RECORDS FOR THIS TASK

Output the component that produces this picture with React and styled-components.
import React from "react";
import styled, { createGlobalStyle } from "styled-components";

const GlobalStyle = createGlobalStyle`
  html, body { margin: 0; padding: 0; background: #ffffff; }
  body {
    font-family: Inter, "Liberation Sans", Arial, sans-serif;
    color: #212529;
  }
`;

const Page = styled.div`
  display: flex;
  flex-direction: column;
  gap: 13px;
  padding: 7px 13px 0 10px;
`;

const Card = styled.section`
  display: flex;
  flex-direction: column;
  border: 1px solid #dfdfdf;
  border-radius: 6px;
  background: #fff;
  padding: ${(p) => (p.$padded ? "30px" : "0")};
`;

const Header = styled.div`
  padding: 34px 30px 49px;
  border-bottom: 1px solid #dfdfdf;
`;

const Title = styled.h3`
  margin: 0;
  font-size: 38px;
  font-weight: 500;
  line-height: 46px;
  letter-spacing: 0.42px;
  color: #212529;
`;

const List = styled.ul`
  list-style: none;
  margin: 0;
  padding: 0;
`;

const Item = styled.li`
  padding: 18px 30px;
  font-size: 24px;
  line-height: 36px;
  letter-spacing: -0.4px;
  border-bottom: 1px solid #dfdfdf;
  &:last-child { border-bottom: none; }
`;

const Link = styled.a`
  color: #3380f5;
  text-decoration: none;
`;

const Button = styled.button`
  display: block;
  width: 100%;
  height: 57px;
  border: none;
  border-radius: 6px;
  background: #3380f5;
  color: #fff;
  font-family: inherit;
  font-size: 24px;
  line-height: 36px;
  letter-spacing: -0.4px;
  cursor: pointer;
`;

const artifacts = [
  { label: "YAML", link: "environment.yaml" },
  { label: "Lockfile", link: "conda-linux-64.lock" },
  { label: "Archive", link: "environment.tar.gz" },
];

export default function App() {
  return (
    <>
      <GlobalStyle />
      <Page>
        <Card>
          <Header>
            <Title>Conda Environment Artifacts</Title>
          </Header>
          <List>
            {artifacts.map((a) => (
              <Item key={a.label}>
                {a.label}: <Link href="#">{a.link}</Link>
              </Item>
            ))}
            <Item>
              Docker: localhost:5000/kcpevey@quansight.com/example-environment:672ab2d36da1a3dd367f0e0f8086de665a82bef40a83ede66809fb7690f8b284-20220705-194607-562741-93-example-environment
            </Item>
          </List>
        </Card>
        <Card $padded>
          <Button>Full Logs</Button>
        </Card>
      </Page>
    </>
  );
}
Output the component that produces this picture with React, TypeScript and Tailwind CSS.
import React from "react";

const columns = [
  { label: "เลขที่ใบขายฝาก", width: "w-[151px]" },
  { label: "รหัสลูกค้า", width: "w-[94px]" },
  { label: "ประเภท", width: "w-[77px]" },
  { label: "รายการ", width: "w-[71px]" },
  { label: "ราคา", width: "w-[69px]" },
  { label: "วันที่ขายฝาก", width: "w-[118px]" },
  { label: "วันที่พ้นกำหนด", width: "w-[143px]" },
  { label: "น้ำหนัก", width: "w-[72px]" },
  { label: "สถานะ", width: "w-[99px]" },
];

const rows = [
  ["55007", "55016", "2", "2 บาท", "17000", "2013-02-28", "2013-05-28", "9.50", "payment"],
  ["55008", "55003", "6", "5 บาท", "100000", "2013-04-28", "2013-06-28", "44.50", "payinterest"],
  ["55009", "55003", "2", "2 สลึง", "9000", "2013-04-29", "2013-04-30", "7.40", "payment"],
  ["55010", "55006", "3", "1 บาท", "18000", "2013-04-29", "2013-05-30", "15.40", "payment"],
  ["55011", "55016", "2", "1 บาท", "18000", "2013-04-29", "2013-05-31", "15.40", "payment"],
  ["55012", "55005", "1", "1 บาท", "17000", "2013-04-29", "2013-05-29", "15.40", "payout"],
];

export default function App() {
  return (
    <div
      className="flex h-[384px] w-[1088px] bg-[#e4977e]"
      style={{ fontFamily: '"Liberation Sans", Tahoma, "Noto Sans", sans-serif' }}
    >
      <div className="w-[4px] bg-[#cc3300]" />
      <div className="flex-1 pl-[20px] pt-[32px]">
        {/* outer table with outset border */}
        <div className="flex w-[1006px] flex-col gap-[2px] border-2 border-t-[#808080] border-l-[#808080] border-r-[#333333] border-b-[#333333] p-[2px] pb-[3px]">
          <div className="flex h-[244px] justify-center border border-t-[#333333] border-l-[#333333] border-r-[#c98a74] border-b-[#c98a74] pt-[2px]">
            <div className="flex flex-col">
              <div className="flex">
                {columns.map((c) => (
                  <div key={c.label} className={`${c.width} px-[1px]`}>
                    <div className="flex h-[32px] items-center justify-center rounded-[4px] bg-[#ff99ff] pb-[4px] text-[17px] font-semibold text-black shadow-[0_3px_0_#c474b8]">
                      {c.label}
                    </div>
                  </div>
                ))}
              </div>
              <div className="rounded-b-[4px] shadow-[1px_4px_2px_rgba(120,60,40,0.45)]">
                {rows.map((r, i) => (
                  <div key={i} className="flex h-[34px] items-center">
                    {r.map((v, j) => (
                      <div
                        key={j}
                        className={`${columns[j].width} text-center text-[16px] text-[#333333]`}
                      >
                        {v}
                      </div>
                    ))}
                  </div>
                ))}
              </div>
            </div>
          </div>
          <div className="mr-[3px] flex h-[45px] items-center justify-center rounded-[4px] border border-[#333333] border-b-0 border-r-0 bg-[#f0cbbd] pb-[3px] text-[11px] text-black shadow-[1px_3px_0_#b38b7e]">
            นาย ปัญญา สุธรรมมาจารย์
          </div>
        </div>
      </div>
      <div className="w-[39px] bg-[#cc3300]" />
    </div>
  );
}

TASK INSTRUCTIONS
Your reply is one number: how many lines of the records above contain the word "with".

FINISHED TASK
3